Task prompt. Collect all lines from the listing that include the string "page".

Recorded information.
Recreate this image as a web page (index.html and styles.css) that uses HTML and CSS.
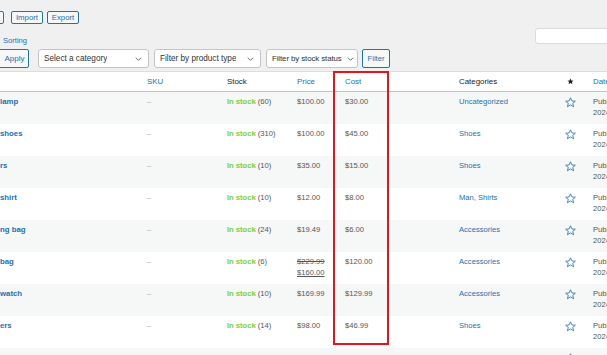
FILE: index.html
```html
<!DOCTYPE html>
<html>
<head>
<meta charset="utf-8">
<link rel="stylesheet" href="styles.css">
</head>
<body>
<div class="page">
  <div class="top-actions">
    <a class="btn btn-cut">Add new</a>
    <a class="btn">Import</a>
    <a class="btn">Export</a>
  </div>
  <div class="subbar">
    <a class="sub-link">Sorting</a>
    <div class="search"></div>
  </div>
  <div class="filters">
    <a class="btn btn-apply">Apply</a>
    <div class="select w-cat"><span>Select a category</span><svg class="chev" viewBox="0 0 10 6"><path d="M1 1l4 4 4-4" fill="none" stroke="#50575e" stroke-width="1.3"/></svg></div>
    <div class="select w-type"><span>Filter by product type</span><svg class="chev" viewBox="0 0 10 6"><path d="M1 1l4 4 4-4" fill="none" stroke="#50575e" stroke-width="1.3"/></svg></div>
    <div class="select w-stock"><span>Filter by stock status</span><svg class="chev" viewBox="0 0 10 6"><path d="M1 1l4 4 4-4" fill="none" stroke="#50575e" stroke-width="1.3"/></svg></div>
    <a class="btn btn-filter">Filter</a>
  </div>

  <div class="table">
    <div class="row head">
      <div></div>
      <div class="sort">SKU</div>
      <div>Stock</div>
      <div class="sort">Price</div>
      <div class="sort">Cost</div>
      <div>Categories</div>
      <div class="star-h"><svg viewBox="0 0 20 20"><polygon points="10,1.5 12.6,7.2 18.8,7.6 14,11.6 15.6,17.7 10,14.4 4.4,17.7 6,11.6 1.2,7.6 7.4,7.2" fill="#1d2327"/></svg></div>
      <div class="sort">Date</div>
    </div>

    <div class="row alt">
      <div class="name">lamp</div><div class="dash">–</div>
      <div><b class="instock">In stock</b> (60)</div>
      <div>$100.00</div><div>$30.00</div>
      <div class="cat">Uncategorized</div>
      <div class="star"><svg viewBox="0 0 20 20"><polygon points="10,1.5 12.6,7.2 18.8,7.6 14,11.6 15.6,17.7 10,14.4 4.4,17.7 6,11.6 1.2,7.6 7.4,7.2" fill="none" stroke="#2271b1" stroke-width="1.5" stroke-linejoin="round"/></svg></div>
      <div class="date">Published<br>2024/01/15 at 10:00 am</div>
    </div>

    <div class="row">
      <div class="name">shoes</div><div class="dash">–</div>
      <div><b class="instock">In stock</b> (310)</div>
      <div>$100.00</div><div>$45.00</div>
      <div class="cat">Shoes</div>
      <div class="star"><svg viewBox="0 0 20 20"><polygon points="10,1.5 12.6,7.2 18.8,7.6 14,11.6 15.6,17.7 10,14.4 4.4,17.7 6,11.6 1.2,7.6 7.4,7.2" fill="none" stroke="#2271b1" stroke-width="1.5" stroke-linejoin="round"/></svg></div>
      <div class="date">Published<br>2024/01/15 at 10:00 am</div>
    </div>

    <div class="row alt">
      <div class="name">rs</div><div class="dash">–</div>
      <div><b class="instock">In stock</b> (10)</div>
      <div>$35.00</div><div>$15.00</div>
      <div class="cat">Shoes</div>
      <div class="star"><svg viewBox="0 0 20 20"><polygon points="10,1.5 12.6,7.2 18.8,7.6 14,11.6 15.6,17.7 10,14.4 4.4,17.7 6,11.6 1.2,7.6 7.4,7.2" fill="none" stroke="#2271b1" stroke-width="1.5" stroke-linejoin="round"/></svg></div>
      <div class="date">Published<br>2024/01/15 at 10:00 am</div>
    </div>

    <div class="row">
      <div class="name">shirt</div><div class="dash">–</div>
      <div><b class="instock">In stock</b> (10)</div>
      <div>$12.00</div><div>$8.00</div>
      <div class="cat">Man, Shirts</div>
      <div class="star"><svg viewBox="0 0 20 20"><polygon points="10,1.5 12.6,7.2 18.8,7.6 14,11.6 15.6,17.7 10,14.4 4.4,17.7 6,11.6 1.2,7.6 7.4,7.2" fill="none" stroke="#2271b1" stroke-width="1.5" stroke-linejoin="round"/></svg></div>
      <div class="date">Published<br>2024/01/15 at 10:00 am</div>
    </div>

    <div class="row alt">
      <div class="name">ng bag</div><div class="dash">–</div>
      <div><b class="instock">In stock</b> (24)</div>
      <div>$19.49</div><div>$6.00</div>
      <div class="cat">Accessories</div>
      <div class="star"><svg viewBox="0 0 20 20"><polygon points="10,1.5 12.6,7.2 18.8,7.6 14,11.6 15.6,17.7 10,14.4 4.4,17.7 6,11.6 1.2,7.6 7.4,7.2" fill="none" stroke="#2271b1" stroke-width="1.5" stroke-linejoin="round"/></svg></div>
      <div class="date">Published<br>2024/01/15 at 10:00 am</div>
    </div>

    <div class="row">
      <div class="name">bag</div><div class="dash">–</div>
      <div><b class="instock">In stock</b> (6)</div>
      <div><del>$229.99</del><br><ins>$160.00</ins></div><div>$120.00</div>
      <div class="cat">Accessories</div>
      <div class="star"><svg viewBox="0 0 20 20"><polygon points="10,1.5 12.6,7.2 18.8,7.6 14,11.6 15.6,17.7 10,14.4 4.4,17.7 6,11.6 1.2,7.6 7.4,7.2" fill="none" stroke="#2271b1" stroke-width="1.5" stroke-linejoin="round"/></svg></div>
      <div class="date">Published<br>2024/01/15 at 10:00 am</div>
    </div>

    <div class="row alt">
      <div class="name">watch</div><div class="dash">–</div>
      <div><b class="instock">In stock</b> (10)</div>
      <div>$169.99</div><div>$129.99</div>
      <div class="cat">Accessories</div>
      <div class="star"><svg viewBox="0 0 20 20"><polygon points="10,1.5 12.6,7.2 18.8,7.6 14,11.6 15.6,17.7 10,14.4 4.4,17.7 6,11.6 1.2,7.6 7.4,7.2" fill="none" stroke="#2271b1" stroke-width="1.5" stroke-linejoin="round"/></svg></div>
      <div class="date">Published<br>2024/01/15 at 10:00 am</div>
    </div>

    <div class="row">
      <div class="name">ers</div><div class="dash">–</div>
      <div><b class="instock">In stock</b> (14)</div>
      <div>$98.00</div><div>$46.99</div>
      <div class="cat">Shoes</div>
      <div class="star"><svg viewBox="0 0 20 20"><polygon points="10,1.5 12.6,7.2 18.8,7.6 14,11.6 15.6,17.7 10,14.4 4.4,17.7 6,11.6 1.2,7.6 7.4,7.2" fill="none" stroke="#2271b1" stroke-width="1.5" stroke-linejoin="round"/></svg></div>
      <div class="date">Published<br>2024/01/15 at 10:00 am</div>
    </div>

    <div class="row alt">
      <div></div><div></div><div></div><div></div><div></div><div></div>
      <div class="star"><svg viewBox="0 0 20 20"><polygon points="10,1.5 12.6,7.2 18.8,7.6 14,11.6 15.6,17.7 10,14.4 4.4,17.7 6,11.6 1.2,7.6 7.4,7.2" fill="none" stroke="#2271b1" stroke-width="1.5" stroke-linejoin="round"/></svg></div>
      <div></div>
    </div>
  </div>

  <div class="highlight"></div>
</div>
</body>
</html>
```

FILE: styles.css
```css
html, body {
  margin: 0;
  padding: 0;
  overflow: hidden;
  background: #f0f0f1;
}
body {
  width: 607px;
  height: 355px;
  font-family: "Liberation Sans", Arial, sans-serif;
  color: #50575e;
}
.page {
  position: relative;
  width: 607px;
  height: 355px;
}
.top-actions {
  display: flex;
  gap: 4px;
  padding-top: 11px;
  height: 13px;
}
.btn {
  display: flex;
  align-items: center;
  justify-content: center;
  box-sizing: border-box;
  border: 1px solid #2271b1;
  border-radius: 2px;
  background: #f6f7f7;
  color: #2271b1;
  font-size: 7.8px;
  white-space: nowrap;
  overflow: hidden;
}
.top-actions .btn {
  height: 13px;
  width: 32px;
}
.top-actions .btn-cut {
  margin-left: -28px;
  color: transparent;
}
.top-actions .btn + .btn:nth-child(2) {
  margin-left: 3px;
}
.subbar {
  display: flex;
  justify-content: space-between;
  align-items: flex-start;
  margin-top: 4px;
  height: 17px;
}
.sub-link {
  color: #2271b1;
  font-size: 7.6px;
  line-height: 11px;
  margin-left: 3px;
  margin-top: 7px;
}
.search {
  width: 80px;
  height: 16px;
  box-sizing: border-box;
  border: 1px solid #dcdcde;
  border-radius: 3px;
  background: #fff;
  margin-right: -8px;
}
.filters {
  display: flex;
  gap: 5px;
  margin-top: 4px;
  height: 19px;
}
.filters .btn {
  height: 19px;
}
.btn-apply {
  width: 39px;
  margin-left: -10px;
  margin-right: 4px;
  padding-left: 10px;
  font-size: 8px;
}
.btn-filter {
  width: 28px;
  margin-left: -1px;
  font-size: 7.6px;
}
.select {
  display: flex;
  align-items: center;
  justify-content: space-between;
  box-sizing: border-box;
  height: 19px;
  background: #fff;
  border: 1px solid #c3c4c7;
  border-radius: 3px;
  padding: 0 6px 0 5px;
  font-size: 8.2px;
  color: #2c3338;
  white-space: nowrap;
}
.select span {
  overflow: hidden;
}
.w-cat { width: 111px; }
.w-type { width: 107px; }
.w-stock {
  width: 92px;
  padding-right: 3px;
  font-size: 7.9px;
  letter-spacing: -0.1px;
}
.chev {
  width: 7px;
  height: 4px;
  flex: none;
}
.table {
  margin-top: 3px;
  border-top: 1px solid #dcdcde;
  background: #fff;
}
.row {
  display: grid;
  grid-template-columns: 147px 80px 70px 48px 114px 104px 30px 1fr;
  height: 32px;
  box-sizing: border-box;
  padding-top: 4px;
  font-size: 7.6px;
  line-height: 11px;
  background: #fff;
  white-space: nowrap;
}
.row.alt {
  background: #f6f7f7;
}
.row.head {
  height: 20px;
  padding-top: 4px;
  border-bottom: 1px solid #c3c4c7;
  color: #1d2327;
  font-size: 7.9px;
  font-weight: normal;
}
.sort {
  color: #2271b1;
}
.name {
  color: #2271b1;
  font-weight: bold;
  font-size: 7.8px;
}
.dash {
  color: #a7aaad;
}
.instock {
  color: #7ad03a;
  font-weight: bold;
}
.cat {
  color: #2271b1;
}
del, ins {
  text-decoration-thickness: 1px;
}
ins {
  text-decoration: underline;
}
.star {
  padding-left: 2px;
}
.star svg {
  width: 11px;
  height: 11px;
  display: block;
  margin-top: 1px;
}
.star-h {
  padding-left: 4px;
}
.star-h svg {
  width: 7px;
  height: 7px;
  display: block;
  margin-top: 2px;
}
.date {
  color: #50575e;
}
.highlight {
  position: absolute;
  left: 333px;
  top: 71px;
  width: 56px;
  height: 274px;
  box-sizing: border-box;
  border: 2px solid #e8141b;
}
```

Output of the exercise.
Recreate this image as a web page (index.html and styles.css) that uses HTML and CSS.
<div class="page">
.page {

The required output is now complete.